If we are always working, then we are also always desiring something from that work, and its visibility. The challenge is to embrace and articulate that desire, and the complex political and affective entanglements that go along with it.
I wasn’t totally satisfied with my own attempts at articulating the role of desire and love in the conditions of overwork, however, so I took the opportunity of the launch of Fillip 18, which happened at Access Gallery last week in Vancouver, to ask seven speakers to help me think through some of the other affective motivations we may have for participating in these systems. Charged with presenting texts that address the role of desire in labour, or the relationship between love and work, Jesse Birch, Allison Collins, Shaun Dacey, Amy Fung, Erdem Tasdelen, cheyanne turions and Vanessa Kwan graciously offered readings about love, engineering, international shipping, turds and scheduling time with your lovers via email.
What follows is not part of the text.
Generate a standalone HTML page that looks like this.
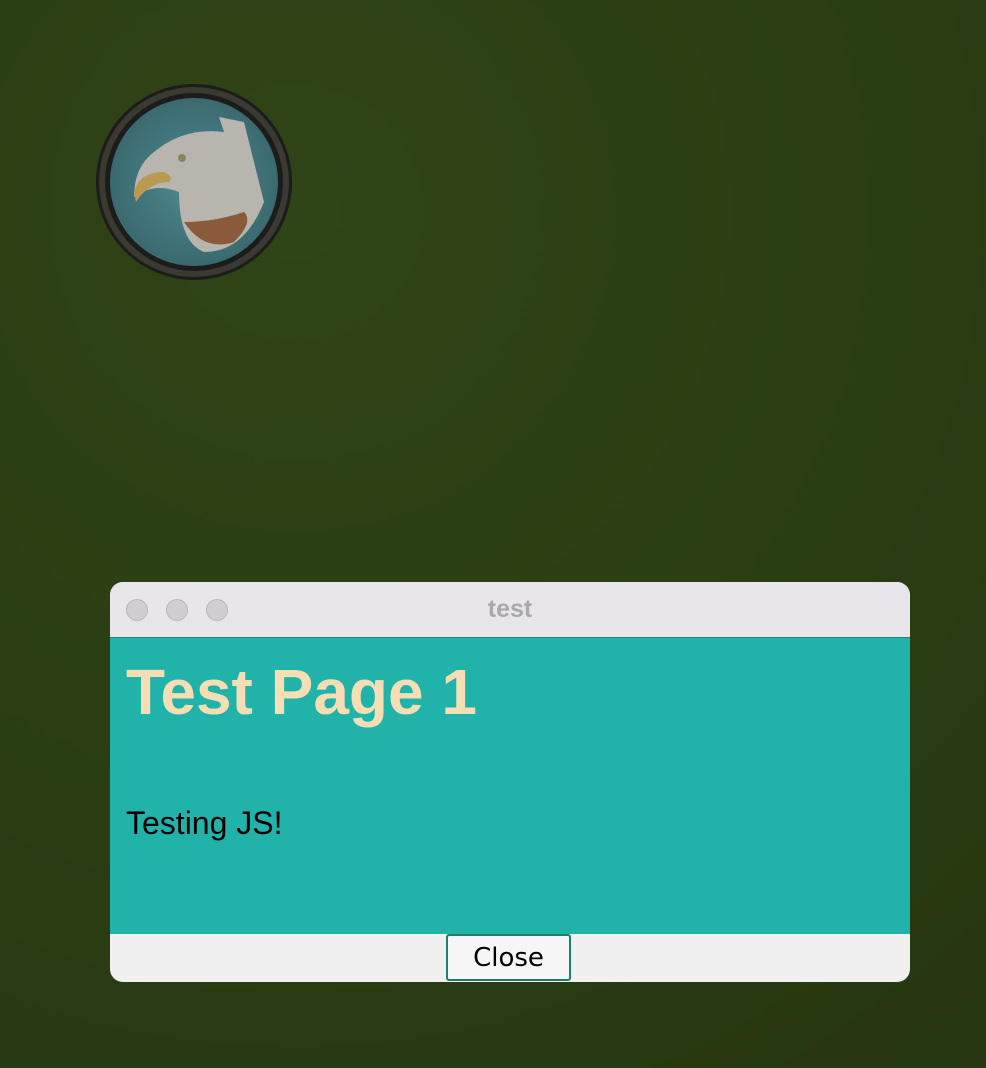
<!DOCTYPE html>
<html><head><meta charset="utf-8"><style>
html,body{margin:0;padding:0;width:986px;height:1068px;overflow:hidden;background:#2b3e14;font-family:"Liberation Sans",sans-serif}
.bg{position:absolute;inset:0;background:radial-gradient(circle at 30% 20%,#2f4417,#2a3d13 60%,#26370f)}
.win{position:absolute;left:110px;top:582px;width:800px;height:400px;border-radius:13px;overflow:hidden;background:#f0f0f0}
.tb{height:55px;background:#e8e6eb;border-bottom:1px solid #14877e;position:relative}
.dot{position:absolute;top:17px;width:22px;height:22px;border-radius:50%;background:#d0ced3;border:1px solid #b8b6bb;box-sizing:border-box}
.title{position:absolute;left:0;right:0;top:13px;text-align:center;font-weight:bold;font-size:25px;color:#a9a8ad}
.content{height:296px;background:#21b2aa;position:relative}
h1{margin:0;position:absolute;left:16px;top:17px;font-size:64px;color:#f5deb3;font-weight:bold}
.p{position:absolute;left:16px;top:167px;font-size:32px;color:#000}
.btn{position:absolute;left:336px;top:352px;width:125px;height:47px;box-sizing:border-box;border:2px solid #1e7f6a;border-radius:3px;background:#f6f6f6;font-size:26px;text-align:center;line-height:44px;font-family:"DejaVu Sans","Liberation Sans",sans-serif}
</style></head><body>
<div class="bg"></div>
<svg style="position:absolute;left:94px;top:82px" width="200" height="200" viewBox="0 0 200 200">
<defs><radialGradient id="g" cx="50%" cy="50%" r="50%"><stop offset="0" stop-color="#4f8a90"/><stop offset="1" stop-color="#3a6a70"/></radialGradient></defs>
<circle cx="100" cy="100" r="98" fill="#1c1c1a"/>
<circle cx="100" cy="100" r="92" fill="none" stroke="#3a3a33" stroke-width="6"/>
<circle cx="100" cy="100" r="84" fill="url(#g)"/>
<path d="M60 70 Q90 45 130 50 L125 35 L150 40 Q160 80 170 120 Q150 170 110 170 Q85 160 85 110 Q60 100 40 115 Q40 85 60 70Z" fill="#b8b4ae"/>
<path d="M40 110 Q45 90 70 90 Q80 95 75 100 Q55 100 42 120Z" fill="#b89a50"/>
<path d="M90 140 Q110 170 140 160 Q160 140 150 130 Q120 140 90 140Z" fill="#8a5a3a"/>
<circle cx="88" cy="76" r="4" fill="#8a8660"/>
</svg>
<div class="win">
<div class="tb"><div class="dot" style="left:16px"></div><div class="dot" style="left:56px"></div><div class="dot" style="left:96px"></div><div class="title">test</div></div>
<div class="content"><h1>Test Page 1</h1><div class="p">Testing JS!</div></div>
<div class="btn">Close</div>
</div>
</body></html>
It was my hope that, by presenting a variety of modes of writing about love and work, the reading salon might open up other, perhaps sexier, ways for us to think about our investments in art-as-work. But, like almost every public event I’ve organized over the past year, the reading salon felt like the beginning, rather than the end, of this conversation, and I desperately wished we had more time to talk about what all these readings—and our choice of texts—might have to offer the conversation about art and labour in the long term.